| Exercise task |
Write the listing below out again exactly, dropping the images.

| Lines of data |
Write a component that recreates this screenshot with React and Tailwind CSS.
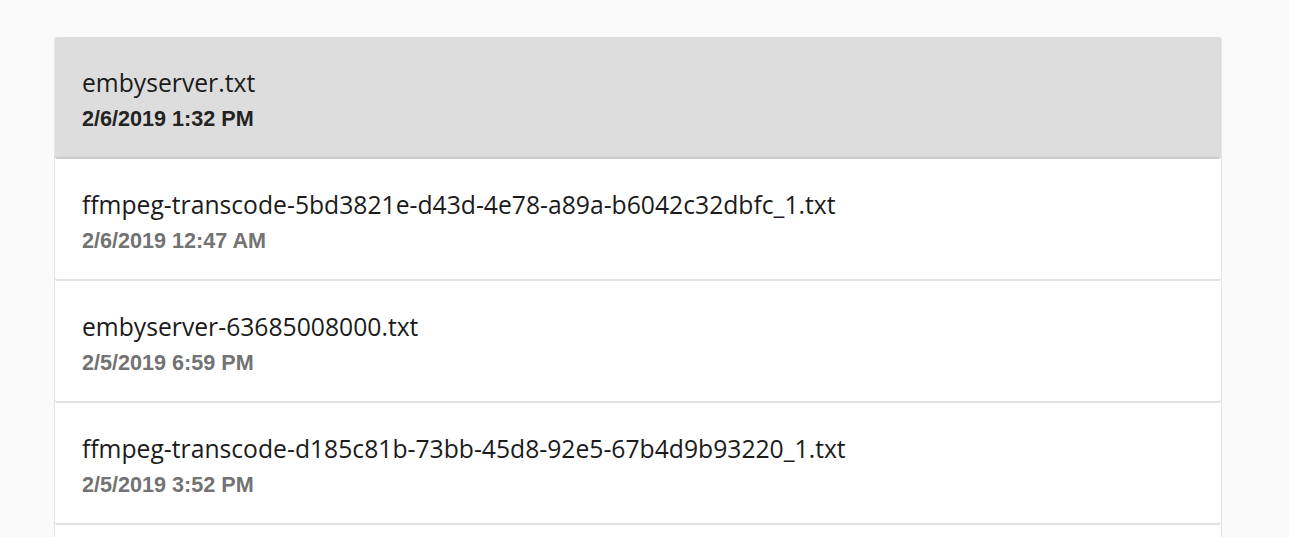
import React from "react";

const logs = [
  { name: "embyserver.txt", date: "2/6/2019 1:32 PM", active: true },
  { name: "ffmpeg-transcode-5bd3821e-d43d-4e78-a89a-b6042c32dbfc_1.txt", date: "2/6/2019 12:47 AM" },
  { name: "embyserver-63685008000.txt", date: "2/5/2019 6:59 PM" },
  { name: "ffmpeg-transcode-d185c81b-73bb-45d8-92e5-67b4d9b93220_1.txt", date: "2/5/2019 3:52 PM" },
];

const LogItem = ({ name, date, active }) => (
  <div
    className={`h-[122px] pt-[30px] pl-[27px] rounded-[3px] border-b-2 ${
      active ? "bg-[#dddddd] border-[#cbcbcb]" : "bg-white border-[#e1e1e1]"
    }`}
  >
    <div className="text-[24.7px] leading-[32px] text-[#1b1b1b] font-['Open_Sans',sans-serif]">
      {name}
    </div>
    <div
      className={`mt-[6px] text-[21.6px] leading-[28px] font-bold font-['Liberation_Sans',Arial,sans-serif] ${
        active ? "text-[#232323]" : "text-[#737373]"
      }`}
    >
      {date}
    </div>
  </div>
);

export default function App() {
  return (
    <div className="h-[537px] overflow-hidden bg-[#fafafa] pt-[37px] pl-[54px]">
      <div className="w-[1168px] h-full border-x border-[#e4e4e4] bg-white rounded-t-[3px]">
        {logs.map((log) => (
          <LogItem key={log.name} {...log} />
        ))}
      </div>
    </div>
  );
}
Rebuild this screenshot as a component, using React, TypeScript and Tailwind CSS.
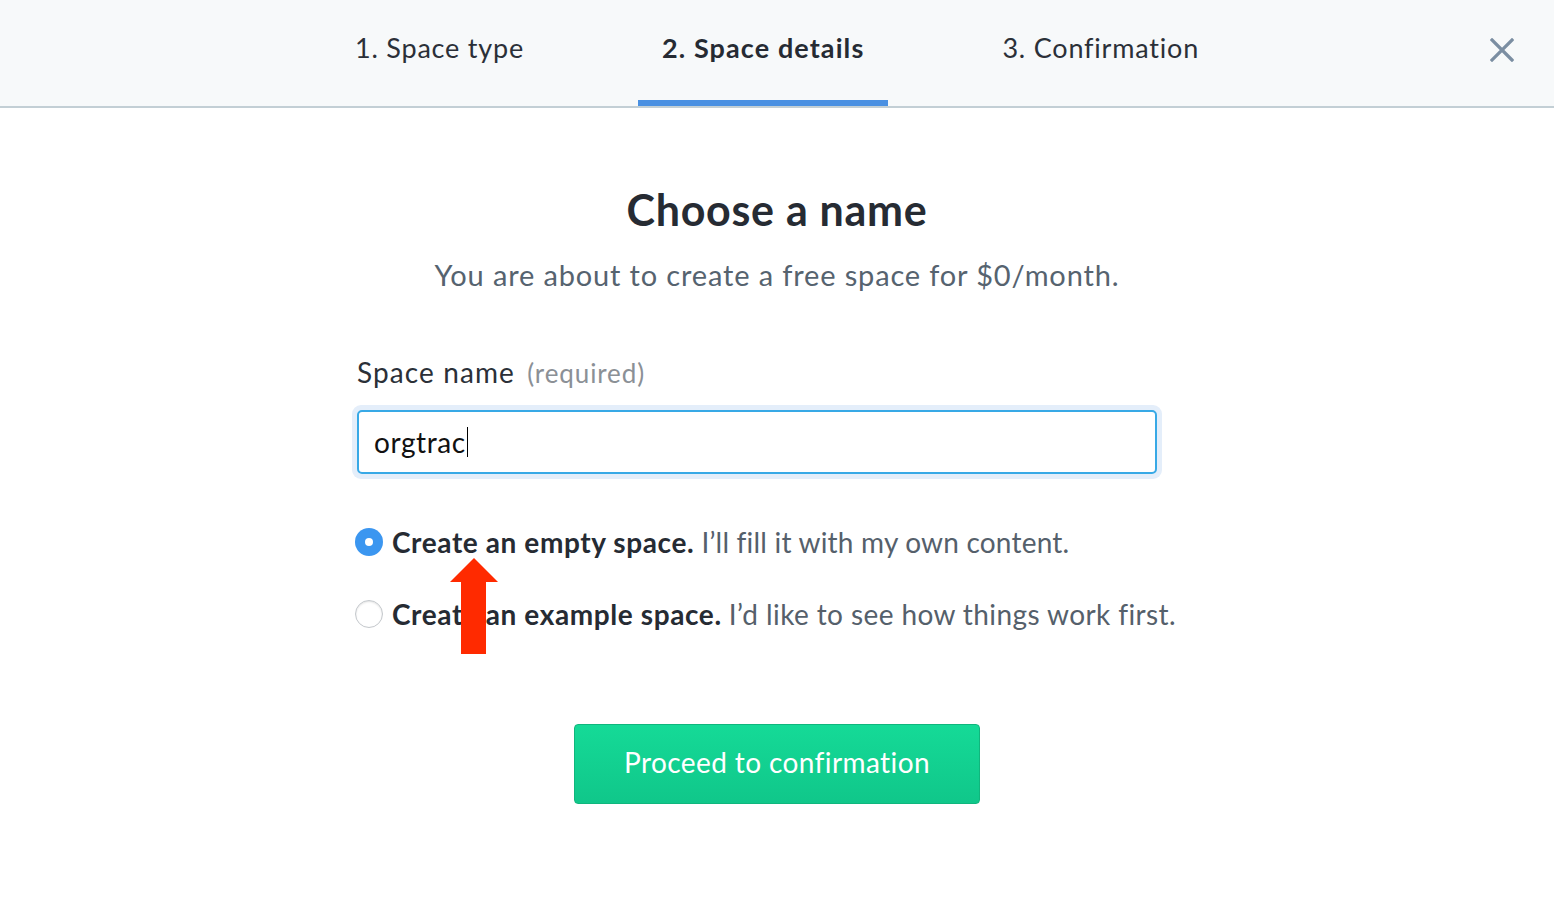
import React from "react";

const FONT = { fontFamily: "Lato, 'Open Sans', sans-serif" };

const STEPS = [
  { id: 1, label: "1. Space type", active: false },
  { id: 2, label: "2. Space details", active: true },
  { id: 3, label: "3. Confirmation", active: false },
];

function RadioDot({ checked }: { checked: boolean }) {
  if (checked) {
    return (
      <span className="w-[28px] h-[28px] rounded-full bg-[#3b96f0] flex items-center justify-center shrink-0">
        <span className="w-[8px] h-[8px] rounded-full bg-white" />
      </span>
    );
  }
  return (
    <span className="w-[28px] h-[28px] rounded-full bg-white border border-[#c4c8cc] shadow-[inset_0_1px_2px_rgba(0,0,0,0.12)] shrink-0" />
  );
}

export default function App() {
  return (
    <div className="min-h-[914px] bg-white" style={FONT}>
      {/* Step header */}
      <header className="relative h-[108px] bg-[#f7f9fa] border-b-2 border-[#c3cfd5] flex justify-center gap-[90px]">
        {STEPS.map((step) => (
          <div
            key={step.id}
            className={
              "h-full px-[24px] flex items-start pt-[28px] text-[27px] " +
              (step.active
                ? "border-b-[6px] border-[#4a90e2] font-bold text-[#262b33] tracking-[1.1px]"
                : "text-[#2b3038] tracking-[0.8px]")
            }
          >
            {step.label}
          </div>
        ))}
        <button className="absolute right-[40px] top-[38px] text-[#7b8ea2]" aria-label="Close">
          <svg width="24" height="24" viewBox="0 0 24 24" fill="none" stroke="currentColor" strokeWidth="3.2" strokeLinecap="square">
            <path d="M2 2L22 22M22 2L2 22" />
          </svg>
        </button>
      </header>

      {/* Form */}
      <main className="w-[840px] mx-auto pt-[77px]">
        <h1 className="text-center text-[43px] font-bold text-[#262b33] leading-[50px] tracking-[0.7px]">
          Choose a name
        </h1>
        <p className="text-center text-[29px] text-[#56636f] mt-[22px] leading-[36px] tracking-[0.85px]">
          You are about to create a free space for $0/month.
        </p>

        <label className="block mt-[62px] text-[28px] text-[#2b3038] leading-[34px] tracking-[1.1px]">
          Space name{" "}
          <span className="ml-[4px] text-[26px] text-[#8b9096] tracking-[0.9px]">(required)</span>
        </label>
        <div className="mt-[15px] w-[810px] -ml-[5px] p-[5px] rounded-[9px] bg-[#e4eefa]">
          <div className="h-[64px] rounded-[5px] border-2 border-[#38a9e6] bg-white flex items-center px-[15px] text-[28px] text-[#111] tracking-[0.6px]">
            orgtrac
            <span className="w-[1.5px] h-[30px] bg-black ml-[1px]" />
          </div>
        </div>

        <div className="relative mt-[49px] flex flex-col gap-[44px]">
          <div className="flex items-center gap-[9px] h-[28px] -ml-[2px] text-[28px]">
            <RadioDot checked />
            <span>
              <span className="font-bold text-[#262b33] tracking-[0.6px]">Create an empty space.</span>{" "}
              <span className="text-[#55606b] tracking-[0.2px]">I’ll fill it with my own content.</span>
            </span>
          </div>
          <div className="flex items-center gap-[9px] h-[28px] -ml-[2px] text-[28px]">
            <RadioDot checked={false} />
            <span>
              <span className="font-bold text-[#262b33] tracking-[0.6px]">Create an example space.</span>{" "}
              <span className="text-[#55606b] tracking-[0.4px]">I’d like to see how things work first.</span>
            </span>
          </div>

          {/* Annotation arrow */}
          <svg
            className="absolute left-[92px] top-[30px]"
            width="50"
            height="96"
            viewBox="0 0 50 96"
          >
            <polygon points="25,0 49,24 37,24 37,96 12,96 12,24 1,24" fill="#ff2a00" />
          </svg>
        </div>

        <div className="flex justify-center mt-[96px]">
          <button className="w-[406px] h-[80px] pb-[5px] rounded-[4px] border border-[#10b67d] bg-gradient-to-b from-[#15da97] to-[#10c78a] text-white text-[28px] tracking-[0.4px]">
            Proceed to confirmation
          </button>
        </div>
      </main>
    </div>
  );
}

| Reply |
Write a component that recreates this screenshot with React and Tailwind CSS.
import React from "react";

const logs = [
  { name: "embyserver.txt", date: "2/6/2019 1:32 PM", active: true },
  { name: "ffmpeg-transcode-5bd3821e-d43d-4e78-a89a-b6042c32dbfc_1.txt", date: "2/6/2019 12:47 AM" },
  { name: "embyserver-63685008000.txt", date: "2/5/2019 6:59 PM" },
  { name: "ffmpeg-transcode-d185c81b-73bb-45d8-92e5-67b4d9b93220_1.txt", date: "2/5/2019 3:52 PM" },
];

const LogItem = ({ name, date, active }) => (
  <div
    className={`h-[122px] pt-[30px] pl-[27px] rounded-[3px] border-b-2 ${
      active ? "bg-[#dddddd] border-[#cbcbcb]" : "bg-white border-[#e1e1e1]"
    }`}
  >
    <div className="text-[24.7px] leading-[32px] text-[#1b1b1b] font-['Open_Sans',sans-serif]">
      {name}
    </div>
    <div
      className={`mt-[6px] text-[21.6px] leading-[28px] font-bold font-['Liberation_Sans',Arial,sans-serif] ${
        active ? "text-[#232323]" : "text-[#737373]"
      }`}
    >
      {date}
    </div>
  </div>
);

export default function App() {
  return (
    <div className="h-[537px] overflow-hidden bg-[#fafafa] pt-[37px] pl-[54px]">
      <div className="w-[1168px] h-full border-x border-[#e4e4e4] bg-white rounded-t-[3px]">
        {logs.map((log) => (
          <LogItem key={log.name} {...log} />
        ))}
      </div>
    </div>
  );
}
Rebuild this screenshot as a component, using React, TypeScript and Tailwind CSS.
import React from "react";

const FONT = { fontFamily: "Lato, 'Open Sans', sans-serif" };

const STEPS = [
  { id: 1, label: "1. Space type", active: false },
  { id: 2, label: "2. Space details", active: true },
  { id: 3, label: "3. Confirmation", active: false },
];

function RadioDot({ checked }: { checked: boolean }) {
  if (checked) {
    return (
      <span className="w-[28px] h-[28px] rounded-full bg-[#3b96f0] flex items-center justify-center shrink-0">
        <span className="w-[8px] h-[8px] rounded-full bg-white" />
      </span>
    );
  }
  return (
    <span className="w-[28px] h-[28px] rounded-full bg-white border border-[#c4c8cc] shadow-[inset_0_1px_2px_rgba(0,0,0,0.12)] shrink-0" />
  );
}

export default function App() {
  return (
    <div className="min-h-[914px] bg-white" style={FONT}>
      {/* Step header */}
      <header className="relative h-[108px] bg-[#f7f9fa] border-b-2 border-[#c3cfd5] flex justify-center gap-[90px]">
        {STEPS.map((step) => (
          <div
            key={step.id}
            className={
              "h-full px-[24px] flex items-start pt-[28px] text-[27px] " +
              (step.active
                ? "border-b-[6px] border-[#4a90e2] font-bold text-[#262b33] tracking-[1.1px]"
                : "text-[#2b3038] tracking-[0.8px]")
            }
          >
            {step.label}
          </div>
        ))}
        <button className="absolute right-[40px] top-[38px] text-[#7b8ea2]" aria-label="Close">
          <svg width="24" height="24" viewBox="0 0 24 24" fill="none" stroke="currentColor" strokeWidth="3.2" strokeLinecap="square">
            <path d="M2 2L22 22M22 2L2 22" />
          </svg>
        </button>
      </header>

      {/* Form */}
      <main className="w-[840px] mx-auto pt-[77px]">
        <h1 className="text-center text-[43px] font-bold text-[#262b33] leading-[50px] tracking-[0.7px]">
          Choose a name
        </h1>
        <p className="text-center text-[29px] text-[#56636f] mt-[22px] leading-[36px] tracking-[0.85px]">
          You are about to create a free space for $0/month.
        </p>

        <label className="block mt-[62px] text-[28px] text-[#2b3038] leading-[34px] tracking-[1.1px]">
          Space name{" "}
          <span className="ml-[4px] text-[26px] text-[#8b9096] tracking-[0.9px]">(required)</span>
        </label>
        <div className="mt-[15px] w-[810px] -ml-[5px] p-[5px] rounded-[9px] bg-[#e4eefa]">
          <div className="h-[64px] rounded-[5px] border-2 border-[#38a9e6] bg-white flex items-center px-[15px] text-[28px] text-[#111] tracking-[0.6px]">
            orgtrac
            <span className="w-[1.5px] h-[30px] bg-black ml-[1px]" />
          </div>
        </div>

        <div className="relative mt-[49px] flex flex-col gap-[44px]">
          <div className="flex items-center gap-[9px] h-[28px] -ml-[2px] text-[28px]">
            <RadioDot checked />
            <span>
              <span className="font-bold text-[#262b33] tracking-[0.6px]">Create an empty space.</span>{" "}
              <span className="text-[#55606b] tracking-[0.2px]">I’ll fill it with my own content.</span>
            </span>
          </div>
          <div className="flex items-center gap-[9px] h-[28px] -ml-[2px] text-[28px]">
            <RadioDot checked={false} />
            <span>
              <span className="font-bold text-[#262b33] tracking-[0.6px]">Create an example space.</span>{" "}
              <span className="text-[#55606b] tracking-[0.4px]">I’d like to see how things work first.</span>
            </span>
          </div>

          {/* Annotation arrow */}
          <svg
            className="absolute left-[92px] top-[30px]"
            width="50"
            height="96"
            viewBox="0 0 50 96"
          >
            <polygon points="25,0 49,24 37,24 37,96 12,96 12,24 1,24" fill="#ff2a00" />
          </svg>
        </div>

        <div className="flex justify-center mt-[96px]">
          <button className="w-[406px] h-[80px] pb-[5px] rounded-[4px] border border-[#10b67d] bg-gradient-to-b from-[#15da97] to-[#10c78a] text-white text-[28px] tracking-[0.4px]">
            Proceed to confirmation
          </button>
        </div>
      </main>
    </div>
  );
}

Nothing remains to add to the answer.